Si on ne forme pas les acteurs du numérique de demain, on perd un temps phénoménal. Ils sont en attente de cela.

Les datas centers, plus les infrastructures représentent la moitié de la production de gaz à effet de serre. Si on utilise de plus en plus les outils numériques, si on fait circuler encore plus de contenus, comment contenir l'impact environnemental ? 

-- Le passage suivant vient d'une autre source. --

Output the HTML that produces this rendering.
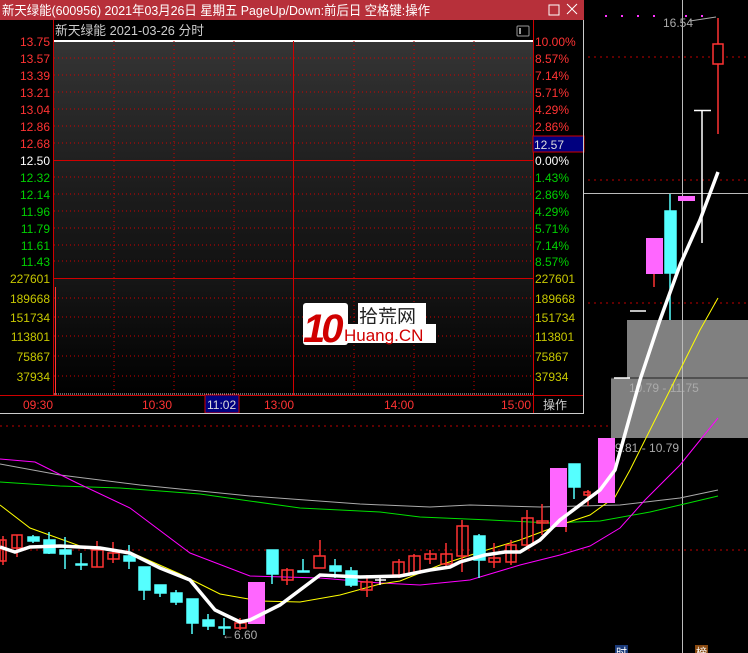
<!DOCTYPE html><html><head><meta charset="utf-8"><style>
html,body{margin:0;padding:0;background:#000;width:748px;height:653px;overflow:hidden}
svg{display:block}
text{font-family:"Liberation Sans","Noto Sans CJK SC",sans-serif}
</style></head><body>
<svg width="748" height="653" viewBox="0 0 748 653" xmlns="http://www.w3.org/2000/svg">
<rect width="748" height="653" fill="#000"/>
<g stroke="#c00000" stroke-dasharray="2 4" stroke-width="1">
<line x1="0" y1="57" x2="748" y2="57"/><line x1="0" y1="180" x2="748" y2="180"/>
<line x1="0" y1="303" x2="748" y2="303"/><line x1="0" y1="426" x2="748" y2="426"/>
<line x1="0" y1="550" x2="748" y2="550"/>
</g>
<g fill="#ff33ff"><rect x="605" y="15" width="2" height="2"/><rect x="621" y="15" width="2" height="2"/><rect x="637" y="15" width="2" height="2"/><rect x="653" y="15" width="2" height="2"/><rect x="685" y="15" width="2" height="2"/><rect x="701" y="15" width="2" height="2"/></g>
<rect x="627" y="320" width="121" height="58" fill="#808080"/>
<rect x="611" y="378" width="137" height="60" fill="#808080"/>
<line x1="611" y1="378" x2="748" y2="378" stroke="#222"/>
<text x="629" y="392" font-size="12" fill="#aaa">10.79 - 11.75</text>
<text x="615" y="452" font-size="12" fill="#aaa">9.81 - 10.79</text>
<line x1="682.5" y1="0" x2="682.5" y2="653" stroke="#bbb"/>
<line x1="583" y1="193.5" x2="748" y2="193.5" stroke="#bbb"/>
<g fill="none">
<polyline stroke="#aaa" stroke-width="1" points="0,464 60,475 140,485 250,496 360,504 430,507 470,505 540,507 620,505 680,498 718,490"/>
<polyline stroke="#00e000" stroke-width="1" points="0,482 60,486 120,488 200,494 300,508 380,512 420,517 490,520 550,523 600,521 650,512 680,505 718,496"/>
<polyline stroke="#ff00ff" stroke-width="1" points="0,459 35,462 75,482 130,508 190,553 250,576 320,578 380,583 420,585 470,580 520,565 560,555 590,546 620,528 645,500 680,465 718,418"/>
<polyline stroke="#ffff00" stroke-width="1" points="0,505 30,528 80,546 130,552 180,574 220,594 260,601 300,602 340,595 380,584 400,581 440,565 480,552 520,540 560,525 590,515 615,497 630,470 650,430 680,370 700,330 718,298"/>
</g>
<g stroke="#ff3333" stroke-width="1.5" fill="none">
<line x1="3" y1="536" x2="3" y2="565"/><rect x="0" y="540" width="6" height="21"/>
<line x1="17" y1="535" x2="17" y2="557"/><rect x="12" y="535" width="10" height="13"/>
<line x1="97" y1="541" x2="97" y2="567"/><rect x="92" y="550" width="11" height="17"/>
<line x1="113" y1="542" x2="113" y2="563"/><rect x="108" y="553" width="11" height="6"/>
<line x1="240" y1="618" x2="240" y2="630"/><rect x="235" y="623" width="11" height="5"/>
<line x1="287" y1="568" x2="287" y2="585"/><rect x="282" y="570" width="11" height="10"/>
<line x1="320" y1="540" x2="320" y2="556"/><rect x="314" y="556" width="11" height="12"/>
<line x1="367" y1="575" x2="367" y2="597"/><rect x="361" y="582" width="11" height="8"/>
<line x1="399" y1="559" x2="399" y2="578"/><rect x="393" y="562" width="11" height="13"/>
<line x1="414" y1="554" x2="414" y2="575"/><rect x="409" y="556" width="11" height="17"/>
<line x1="430" y1="550" x2="430" y2="564"/><rect x="425" y="554" width="11" height="5"/>
<line x1="446" y1="543" x2="446" y2="566"/><rect x="441" y="554" width="11" height="10"/>
<line x1="462" y1="520" x2="462" y2="572"/><rect x="457" y="526" width="11" height="30"/>
<line x1="494" y1="543" x2="494" y2="568"/><rect x="489" y="558" width="11" height="4"/>
<line x1="511" y1="540" x2="511" y2="565"/><rect x="506" y="545" width="10" height="17"/>
<line x1="527" y1="510" x2="527" y2="548"/><rect x="522" y="518" width="11" height="27"/>
<line x1="542" y1="504" x2="542" y2="535"/><rect x="537" y="521" width="11" height="2"/>
<line x1="588" y1="490" x2="588" y2="506"/><rect x="584" y="492" width="6" height="3"/>
<line x1="718" y1="18" x2="718" y2="134"/><rect x="713" y="44" width="10" height="20" fill="#000"/>
<line x1="654" y1="274" x2="654" y2="287"/><line x1="566" y1="527" x2="566" y2="532"/>
</g>
<g fill="#55ffff" stroke="#55ffff" stroke-width="1.5">
<line x1="33" y1="535" x2="33" y2="543"/><rect x="28" y="537" width="11" height="4"/>
<line x1="49" y1="532" x2="49" y2="554"/><rect x="44" y="540" width="11" height="13"/>
<line x1="65" y1="537" x2="65" y2="569"/><rect x="60" y="550" width="11" height="4"/>
<line x1="81" y1="553" x2="81" y2="570"/><rect x="76" y="564" width="11" height="1"/>
<line x1="129" y1="545" x2="129" y2="569"/><rect x="124" y="556" width="11" height="5"/>
<line x1="144" y1="567" x2="144" y2="600"/><rect x="139" y="567" width="11" height="23"/>
<line x1="160" y1="585" x2="160" y2="597"/><rect x="155" y="585" width="11" height="8"/>
<line x1="176" y1="590" x2="176" y2="605"/><rect x="171" y="593" width="11" height="9"/>
<line x1="192" y1="599" x2="192" y2="634"/><rect x="187" y="599" width="11" height="24"/>
<line x1="208" y1="614" x2="208" y2="630"/><rect x="203" y="620" width="11" height="6"/>
<line x1="224" y1="618" x2="224" y2="635"/><rect x="219" y="627" width="11" height="1"/>
<line x1="272" y1="550" x2="272" y2="584"/><rect x="267" y="550" width="11" height="24"/>
<line x1="303" y1="559" x2="303" y2="572"/><rect x="298" y="571" width="11" height="1"/>
<line x1="335" y1="559" x2="335" y2="578"/><rect x="330" y="566" width="11" height="5"/>
<line x1="351" y1="567" x2="351" y2="587"/><rect x="346" y="571" width="11" height="14"/>
<line x1="479" y1="534" x2="479" y2="578"/><rect x="474" y="536" width="11" height="24"/>
<line x1="574" y1="464" x2="574" y2="499"/><rect x="569" y="464" width="11" height="23"/>
<line x1="670" y1="194" x2="670" y2="320"/><rect x="665" y="211" width="11" height="62"/>
</g>
<g fill="#ff66ff">
<rect x="248" y="582" width="17" height="42"/>
<rect x="550" y="468" width="17" height="59"/>
<rect x="598" y="438" width="17" height="65"/>
<rect x="646" y="238" width="17" height="36"/>
<rect x="678" y="196" width="17" height="5"/>
</g>
<g stroke="#fff" stroke-width="1.5">
<line x1="702" y1="111" x2="702" y2="243"/><line x1="694" y1="110.5" x2="711" y2="110.5"/>
<line x1="630" y1="311" x2="646" y2="311"/><line x1="614" y1="378" x2="630" y2="378"/>
<line x1="375" y1="580" x2="386" y2="580"/><line x1="380" y1="576" x2="380" y2="585"/>
</g>
<polyline fill="none" stroke="#fff" stroke-width="3.5" points="0,547 15,552 30,547 60,546 100,548 130,553 160,568 190,580 215,610 240,622 250,620 280,605 320,575 360,577 400,576 430,570 450,567 460,562 485,555 505,552 520,552 540,540 560,520 580,505 600,490 615,470 640,380 660,320 680,265 700,220 718,172"/>
<text x="222" y="639" font-size="12" fill="#aaa">←6.60</text>
<text x="663" y="27" font-size="12" fill="#aaa">16.54</text>
<line x1="690" y1="21" x2="716" y2="17" stroke="#aaa"/>
<rect x="615" y="645" width="13" height="8" fill="#1a3a7a"/><text x="616" y="656" font-size="11" fill="#fff">时</text>
<rect x="695" y="645" width="13" height="8" fill="#8a4a10"/><text x="696" y="656" font-size="11" fill="#fff">榜</text>

<defs><linearGradient id="bg" x1="0" y1="0" x2="0" y2="1">
<stop offset="0" stop-color="#353535"/><stop offset="0.2" stop-color="#2c2c2c"/><stop offset="0.45" stop-color="#222"/><stop offset="0.7" stop-color="#1a1a1a"/><stop offset="1" stop-color="#111"/></linearGradient>
<linearGradient id="bg2" x1="0" y1="0" x2="0" y2="1"><stop offset="0" stop-color="#161616"/><stop offset="1" stop-color="#000"/></linearGradient></defs>
<rect x="0" y="0" width="584" height="414" fill="#000"/>
<rect x="0" y="0" width="584" height="20" fill="#b7303a"/>
<text x="2" y="15" font-size="13" fill="#fff" textLength="428" lengthAdjust="spacingAndGlyphs">新天绿能(600956) 2021年03月26日 星期五 PageUp/Down:前后日 空格键:操作</text>
<rect x="549" y="5" width="10" height="10" fill="none" stroke="#fff"/>
<path d="M567 4 L577 14 M577 4 L567 14" stroke="#fff"/>
<text x="55" y="35" font-size="13" fill="#ccc" textLength="149" lengthAdjust="spacingAndGlyphs">新天绿能  2021-03-26 分时</text>
<rect x="517" y="26" width="12" height="10" fill="none" stroke="#999" rx="1"/><rect x="519" y="28" width="2" height="6" fill="#999"/>
<rect x="54" y="41" width="479" height="237" fill="url(#bg)"/>
<rect x="54" y="278" width="479" height="117" fill="url(#bg2)"/>
<line x1="54" y1="41" x2="533" y2="41" stroke="#fff" stroke-width="2"/>
<g stroke="#d00000" stroke-dasharray="1 3">
<line x1="54" y1="58" x2="533" y2="58"/><line x1="54" y1="75" x2="533" y2="75"/><line x1="54" y1="92" x2="533" y2="92"/><line x1="54" y1="109" x2="533" y2="109"/><line x1="54" y1="126" x2="533" y2="126"/><line x1="54" y1="143" x2="533" y2="143"/>
<line x1="54" y1="177" x2="533" y2="177"/><line x1="54" y1="194" x2="533" y2="194"/><line x1="54" y1="211" x2="533" y2="211"/><line x1="54" y1="228" x2="533" y2="228"/><line x1="54" y1="245" x2="533" y2="245"/><line x1="54" y1="261" x2="533" y2="261"/>
<line x1="54" y1="298" x2="533" y2="298"/><line x1="54" y1="317" x2="533" y2="317"/><line x1="54" y1="336" x2="533" y2="336"/><line x1="54" y1="356" x2="533" y2="356"/><line x1="54" y1="376" x2="533" y2="376"/>
<line x1="114" y1="41" x2="114" y2="395"/><line x1="174" y1="41" x2="174" y2="395"/><line x1="234" y1="41" x2="234" y2="395"/><line x1="354" y1="41" x2="354" y2="395"/><line x1="414" y1="41" x2="414" y2="395"/><line x1="474" y1="41" x2="474" y2="395"/>
</g>
<g stroke="#d00000">
<line x1="54" y1="160.5" x2="533" y2="160.5"/><line x1="54" y1="278.5" x2="533" y2="278.5"/>
<line x1="293.5" y1="41" x2="293.5" y2="395"/>
<line x1="53.5" y1="20" x2="53.5" y2="395"/><line x1="533.5" y1="20" x2="533.5" y2="413"/>
<line x1="0" y1="395.5" x2="584" y2="395.5"/>
</g>
<line x1="55.5" y1="287" x2="55.5" y2="395" stroke="#ff3333"/>
<line x1="54" y1="394" x2="533" y2="394" stroke="#ccc" stroke-dasharray="1 1"/>
<g font-size="12" fill="#ff3333" text-anchor="end">
<text x="50" y="46">13.75</text><text x="50" y="63">13.57</text><text x="50" y="80">13.39</text><text x="50" y="97">13.21</text><text x="50" y="114">13.04</text><text x="50" y="131">12.86</text><text x="50" y="148">12.68</text>
</g>
<text x="50" y="165" font-size="12" fill="#fff" text-anchor="end">12.50</text>
<g font-size="12" fill="#00d000" text-anchor="end">
<text x="50" y="182">12.32</text><text x="50" y="199">12.14</text><text x="50" y="216">11.96</text><text x="50" y="233">11.79</text><text x="50" y="250">11.61</text><text x="50" y="266">11.43</text>
</g>
<g font-size="12" fill="#c8c800" text-anchor="end">
<text x="50" y="283">227601</text><text x="50" y="303">189668</text><text x="50" y="322">151734</text><text x="50" y="341">113801</text><text x="50" y="361">75867</text><text x="50" y="381">37934</text>
</g>
<g font-size="12" fill="#ff3333">
<text x="535" y="46">10.00%</text><text x="535" y="63">8.57%</text><text x="535" y="80">7.14%</text><text x="535" y="97">5.71%</text><text x="535" y="114">4.29%</text><text x="535" y="131">2.86%</text>
</g>
<rect x="533" y="136" width="51" height="16" fill="#00007f" stroke="#d00000"/>
<text x="534" y="149" font-size="12" fill="#ddd">12.57</text>
<text x="535" y="165" font-size="12" fill="#fff">0.00%</text>
<g font-size="12" fill="#00d000">
<text x="535" y="182">1.43%</text><text x="535" y="199">2.86%</text><text x="535" y="216">4.29%</text><text x="535" y="233">5.71%</text><text x="535" y="250">7.14%</text><text x="535" y="266">8.57%</text>
</g>
<g font-size="12" fill="#c8c800">
<text x="535" y="283">227601</text><text x="535" y="303">189668</text><text x="535" y="322">151734</text><text x="535" y="341">113801</text><text x="535" y="361">75867</text><text x="535" y="381">37934</text>
</g>
<rect x="205" y="395" width="34" height="18" fill="#00007f" stroke="#d00000"/>
<g font-size="12" fill="#ff3333">
<text x="23" y="409">09:30</text><text x="142" y="409">10:30</text><text x="264" y="409">13:00</text><text x="384" y="409">14:00</text><text x="501" y="409">15:00</text>
</g>
<text x="207" y="409" font-size="12" fill="#ddd">11:02</text>
<text x="543" y="409" font-size="12" fill="#ccc">操作</text>
<line x1="0" y1="413.5" x2="584" y2="413.5" stroke="#ccc"/>
<line x1="583.5" y1="20" x2="583.5" y2="414" stroke="#ccc"/>
<rect x="303" y="303" width="45" height="42" fill="#fff" rx="3"/>
<text x="303" y="342" font-size="40" font-weight="bold" font-style="italic" fill="#d00000" letter-spacing="-4">10</text>
<rect x="358" y="303" width="68" height="24" fill="#fff"/>
<text x="359" y="323" font-size="19" fill="#222">拾荒网</text>
<rect x="343" y="324" width="93" height="19" fill="#fff"/>
<text x="344" y="341" font-size="17" fill="#d00000">Huang.CN</text>
</svg>
</body></html>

"Il va falloir se résoudre à être plus sobre. Peut-être qu'un politique tarifaire progressive sur nos consommations de données pourrait nous y aider. Pourquoi les fournisseurs d'accès ne pratiqueraient-ils pas des tarifs progressifs ? Payons donc un prix juste et socialement responsable. Je propose que les fournisseurs d’accès numérique permettent un accès gratuit pour un certain nombre de giga octets par  mois incluant les services publics, l’enseignement, l’information, puis de façon progressive qu’ils fassent payer l’utilisation de ces données à des tarifs plus importants afin de  différencier clairement les usages répondant à des besoins et  ceux qui satisfont des envies. Ce serait donc un tarif progressif, comme pour l'impôt, avec un minima, pour un pack de base, et des packs loisirs, et des packs luxe."

Les élus sont-ils prêts à imposer de telles mesures ?

"Ils le sont quand les électeurs sont prêts, et certains sont en avant-garde, et ils ont envie de défendre cela. "

Pourquoi préconisez-vous des états-généraux européens sur le numérique ? 

"N'ayons pas la mémoire courte, la télé, la voiture étaient supposées changer la société. On voit aujourd'hui que les territoires ont une dépendance forte à la voiture et il faut des milliards pour changer de paradigme, la voiture fait partie de la solution. Donc les décideurs doivent considérer le numérique comme un outil comme un autre, et pas LA solution. Il faut de l'humain partout, des low-tech parfois, de la high-tech quand c'est nécessaire et je dirais surtout de la wise tech, c'est à dire des choix de technologies raisonnables et adaptés à chaque situation. Des états-généraux du numérique, à l'usage des élus et des organisations en particulier, cela permet de mettre les problèmes sur la place publique, et il faut que ce soit à une échelle européenne, pour construire des solutions concrètes et acceptées par tous  un numérique qui fait sens pour les citoyens et les entrepreneurs. L'Europe a un rôle fondamental. On a déjà des taxes pour les GAFA, des lois sur les plateformes, donc c'est possible et efficace de travailler à cette échelle."

La wise tech, ce serait quoi par exemple ? 

"Prenons l'exemple de la 5G. Le débat autour de cette technologie est complètement manichéen. Il serait plus judicieux me semble-t-il de lister les cas où la 5G est vraiment indispensable et utile, dans le domaine de la santé par exemple, et voir que dans certains cas la 3 ou la 4G sont amplement suffisantes. Il faudrait remettre du bon sens paysan dans le numérique. Autre exemple, je suis pour le retour à la bonne vieille consigne des appareils numériques. On pourrait mettre en place au niveau national, obliger les gens à ramener leur matériel, les smartphones surtout."